### AIM OF THE TASK
Pick out and copy every line below that has the word "components".
---
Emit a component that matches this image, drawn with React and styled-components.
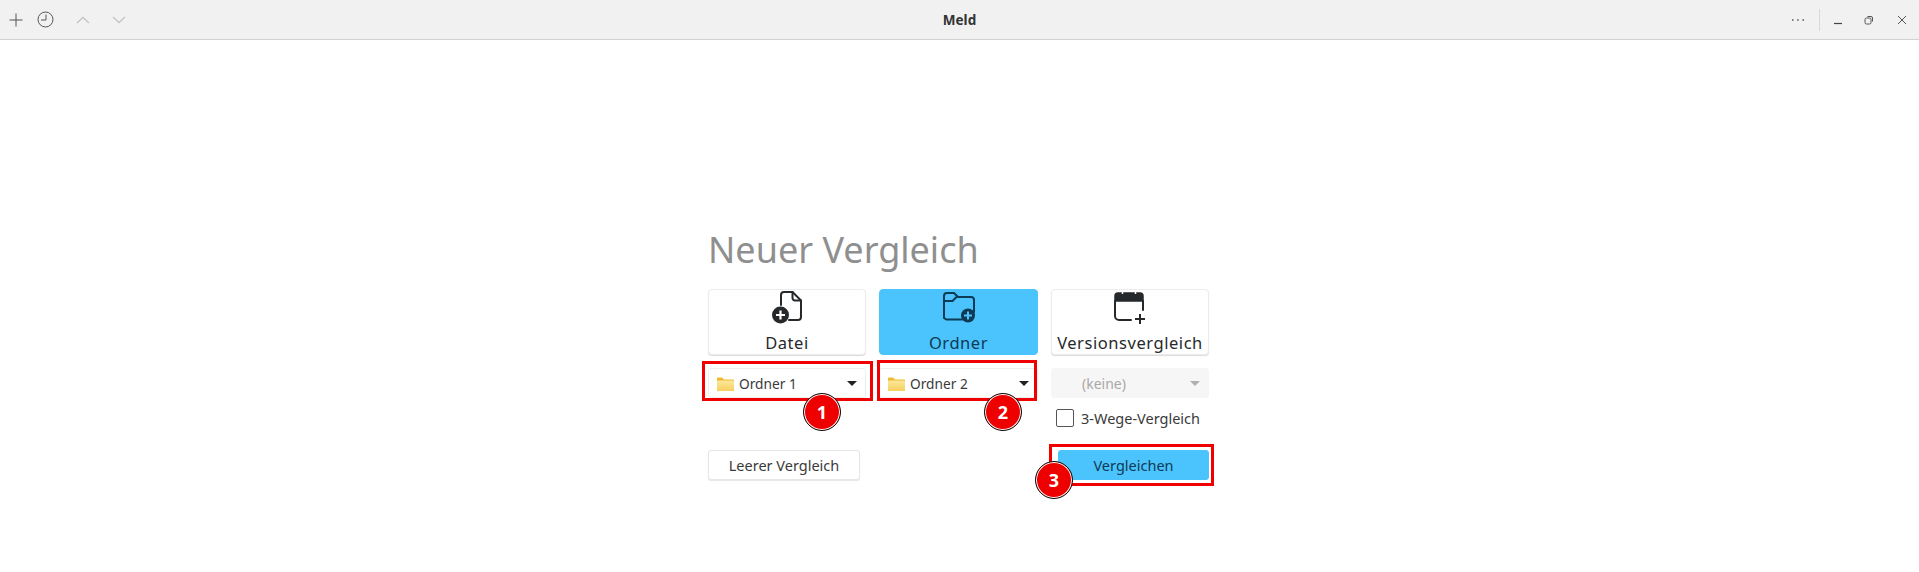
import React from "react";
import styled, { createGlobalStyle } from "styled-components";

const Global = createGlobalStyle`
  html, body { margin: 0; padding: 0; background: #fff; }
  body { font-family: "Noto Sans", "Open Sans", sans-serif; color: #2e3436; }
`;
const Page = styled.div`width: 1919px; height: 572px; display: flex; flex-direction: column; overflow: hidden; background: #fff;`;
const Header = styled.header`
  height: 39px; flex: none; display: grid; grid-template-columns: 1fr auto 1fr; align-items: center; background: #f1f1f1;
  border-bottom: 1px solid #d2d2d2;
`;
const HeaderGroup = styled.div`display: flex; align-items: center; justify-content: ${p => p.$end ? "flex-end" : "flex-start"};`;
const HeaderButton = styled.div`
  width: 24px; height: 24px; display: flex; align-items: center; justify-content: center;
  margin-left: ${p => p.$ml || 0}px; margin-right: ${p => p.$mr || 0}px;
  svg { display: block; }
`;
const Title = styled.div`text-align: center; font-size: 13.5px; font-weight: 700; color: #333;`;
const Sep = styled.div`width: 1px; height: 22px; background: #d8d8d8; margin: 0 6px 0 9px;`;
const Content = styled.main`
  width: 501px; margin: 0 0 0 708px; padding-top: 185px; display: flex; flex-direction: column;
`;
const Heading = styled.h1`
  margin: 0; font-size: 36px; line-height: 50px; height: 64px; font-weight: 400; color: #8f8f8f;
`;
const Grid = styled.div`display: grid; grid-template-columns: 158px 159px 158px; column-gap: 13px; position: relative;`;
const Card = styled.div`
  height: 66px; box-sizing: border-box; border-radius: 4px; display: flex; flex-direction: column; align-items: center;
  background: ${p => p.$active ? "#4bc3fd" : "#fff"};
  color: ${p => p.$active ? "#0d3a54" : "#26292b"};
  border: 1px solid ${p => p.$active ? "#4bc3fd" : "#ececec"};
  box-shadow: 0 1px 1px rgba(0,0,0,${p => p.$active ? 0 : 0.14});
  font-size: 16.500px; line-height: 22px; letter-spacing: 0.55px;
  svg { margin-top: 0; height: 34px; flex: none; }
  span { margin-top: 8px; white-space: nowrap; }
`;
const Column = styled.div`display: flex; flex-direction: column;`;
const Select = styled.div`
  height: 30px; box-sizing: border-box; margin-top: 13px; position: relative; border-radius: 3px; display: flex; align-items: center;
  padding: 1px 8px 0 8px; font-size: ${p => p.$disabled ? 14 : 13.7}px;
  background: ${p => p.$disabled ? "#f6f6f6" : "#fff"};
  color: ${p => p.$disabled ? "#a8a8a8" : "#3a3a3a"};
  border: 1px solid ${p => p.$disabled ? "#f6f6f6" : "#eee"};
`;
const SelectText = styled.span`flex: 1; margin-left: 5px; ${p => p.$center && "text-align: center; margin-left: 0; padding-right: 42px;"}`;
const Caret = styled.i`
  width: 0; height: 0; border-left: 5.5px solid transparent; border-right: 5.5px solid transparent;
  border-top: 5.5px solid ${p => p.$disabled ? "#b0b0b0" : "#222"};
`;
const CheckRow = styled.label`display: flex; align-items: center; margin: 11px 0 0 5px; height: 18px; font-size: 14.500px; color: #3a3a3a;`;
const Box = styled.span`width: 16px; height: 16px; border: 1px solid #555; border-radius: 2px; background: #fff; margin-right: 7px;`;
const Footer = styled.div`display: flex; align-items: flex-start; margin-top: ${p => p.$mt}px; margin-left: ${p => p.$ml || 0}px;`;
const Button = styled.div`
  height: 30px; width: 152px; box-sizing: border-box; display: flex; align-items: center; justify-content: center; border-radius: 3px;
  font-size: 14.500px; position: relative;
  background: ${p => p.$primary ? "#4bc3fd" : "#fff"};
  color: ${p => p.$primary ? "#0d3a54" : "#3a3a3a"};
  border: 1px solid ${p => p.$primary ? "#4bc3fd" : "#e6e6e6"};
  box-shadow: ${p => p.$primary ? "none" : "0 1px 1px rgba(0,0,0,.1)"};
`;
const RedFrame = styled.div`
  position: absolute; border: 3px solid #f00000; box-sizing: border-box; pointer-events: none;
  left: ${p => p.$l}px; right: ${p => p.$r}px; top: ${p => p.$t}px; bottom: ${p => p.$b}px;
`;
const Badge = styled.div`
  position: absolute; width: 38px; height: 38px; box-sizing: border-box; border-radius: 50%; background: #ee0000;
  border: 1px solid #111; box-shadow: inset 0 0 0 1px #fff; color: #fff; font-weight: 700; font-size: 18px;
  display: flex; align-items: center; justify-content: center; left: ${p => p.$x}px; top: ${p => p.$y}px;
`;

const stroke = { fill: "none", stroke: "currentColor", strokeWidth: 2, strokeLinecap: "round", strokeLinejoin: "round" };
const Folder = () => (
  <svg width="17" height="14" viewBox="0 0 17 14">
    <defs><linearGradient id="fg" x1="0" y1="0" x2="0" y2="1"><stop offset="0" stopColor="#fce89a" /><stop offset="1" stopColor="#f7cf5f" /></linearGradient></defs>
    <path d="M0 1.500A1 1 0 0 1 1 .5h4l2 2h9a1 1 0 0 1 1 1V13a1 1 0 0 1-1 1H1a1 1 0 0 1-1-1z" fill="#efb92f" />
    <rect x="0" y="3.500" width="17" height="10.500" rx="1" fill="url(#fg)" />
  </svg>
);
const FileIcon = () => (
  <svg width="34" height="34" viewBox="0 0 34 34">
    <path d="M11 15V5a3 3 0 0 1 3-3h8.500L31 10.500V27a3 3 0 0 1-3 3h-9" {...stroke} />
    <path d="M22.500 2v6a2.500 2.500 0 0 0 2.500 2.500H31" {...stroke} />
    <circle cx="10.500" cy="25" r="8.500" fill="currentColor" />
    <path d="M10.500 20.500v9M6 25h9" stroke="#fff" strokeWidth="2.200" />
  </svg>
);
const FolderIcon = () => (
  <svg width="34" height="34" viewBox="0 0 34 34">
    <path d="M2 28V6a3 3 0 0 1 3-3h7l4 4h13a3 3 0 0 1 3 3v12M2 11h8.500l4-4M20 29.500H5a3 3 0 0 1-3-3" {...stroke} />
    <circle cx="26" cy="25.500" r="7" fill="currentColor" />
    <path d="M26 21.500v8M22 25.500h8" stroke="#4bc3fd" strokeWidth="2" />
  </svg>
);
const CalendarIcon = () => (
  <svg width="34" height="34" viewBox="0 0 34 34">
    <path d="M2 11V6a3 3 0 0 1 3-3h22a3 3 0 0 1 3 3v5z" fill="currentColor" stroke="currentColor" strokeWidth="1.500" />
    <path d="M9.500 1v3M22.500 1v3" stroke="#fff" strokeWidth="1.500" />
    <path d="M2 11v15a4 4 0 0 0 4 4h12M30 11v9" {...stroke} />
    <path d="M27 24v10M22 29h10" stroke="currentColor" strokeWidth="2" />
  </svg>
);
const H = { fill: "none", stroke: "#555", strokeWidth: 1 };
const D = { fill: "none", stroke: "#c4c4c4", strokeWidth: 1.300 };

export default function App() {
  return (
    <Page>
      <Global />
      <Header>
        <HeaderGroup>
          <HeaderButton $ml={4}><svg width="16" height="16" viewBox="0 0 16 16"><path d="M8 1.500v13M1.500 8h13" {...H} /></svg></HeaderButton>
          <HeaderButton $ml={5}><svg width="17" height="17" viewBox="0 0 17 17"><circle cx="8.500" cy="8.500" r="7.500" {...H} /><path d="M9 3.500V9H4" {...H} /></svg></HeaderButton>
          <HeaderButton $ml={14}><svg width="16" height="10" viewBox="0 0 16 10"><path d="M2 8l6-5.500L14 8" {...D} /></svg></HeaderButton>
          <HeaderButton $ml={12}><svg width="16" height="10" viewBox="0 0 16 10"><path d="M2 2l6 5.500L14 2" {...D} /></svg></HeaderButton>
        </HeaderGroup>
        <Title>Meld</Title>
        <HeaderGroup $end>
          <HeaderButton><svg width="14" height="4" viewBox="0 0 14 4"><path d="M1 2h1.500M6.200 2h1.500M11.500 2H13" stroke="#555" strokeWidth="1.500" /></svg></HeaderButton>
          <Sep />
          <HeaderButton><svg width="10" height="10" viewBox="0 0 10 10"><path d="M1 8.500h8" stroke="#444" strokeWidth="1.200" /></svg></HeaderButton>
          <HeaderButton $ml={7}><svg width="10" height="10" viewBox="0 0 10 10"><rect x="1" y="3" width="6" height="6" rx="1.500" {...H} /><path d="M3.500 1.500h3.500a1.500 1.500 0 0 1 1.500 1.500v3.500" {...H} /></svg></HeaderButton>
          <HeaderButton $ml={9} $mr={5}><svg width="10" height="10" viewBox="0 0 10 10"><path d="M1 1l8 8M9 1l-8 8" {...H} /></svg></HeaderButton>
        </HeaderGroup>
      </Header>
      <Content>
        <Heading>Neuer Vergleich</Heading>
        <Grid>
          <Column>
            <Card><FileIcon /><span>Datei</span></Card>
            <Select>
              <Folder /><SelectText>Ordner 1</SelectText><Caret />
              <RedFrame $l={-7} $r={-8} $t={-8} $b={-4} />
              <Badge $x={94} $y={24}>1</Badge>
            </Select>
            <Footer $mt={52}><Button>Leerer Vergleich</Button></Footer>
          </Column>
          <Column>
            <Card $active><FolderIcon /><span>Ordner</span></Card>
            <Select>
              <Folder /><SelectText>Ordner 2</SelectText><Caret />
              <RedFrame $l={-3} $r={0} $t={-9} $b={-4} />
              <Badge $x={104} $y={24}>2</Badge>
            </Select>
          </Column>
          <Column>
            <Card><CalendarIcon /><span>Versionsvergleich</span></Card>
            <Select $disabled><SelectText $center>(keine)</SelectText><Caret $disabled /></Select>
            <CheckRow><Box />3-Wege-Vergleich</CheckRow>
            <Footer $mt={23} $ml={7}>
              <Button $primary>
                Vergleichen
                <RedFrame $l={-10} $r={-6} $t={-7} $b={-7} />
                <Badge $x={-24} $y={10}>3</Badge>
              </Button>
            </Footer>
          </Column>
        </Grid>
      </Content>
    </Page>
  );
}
---
### TASK RESULT
Emit a component that matches this image, drawn with React and styled-components.
import styled, { createGlobalStyle } from "styled-components";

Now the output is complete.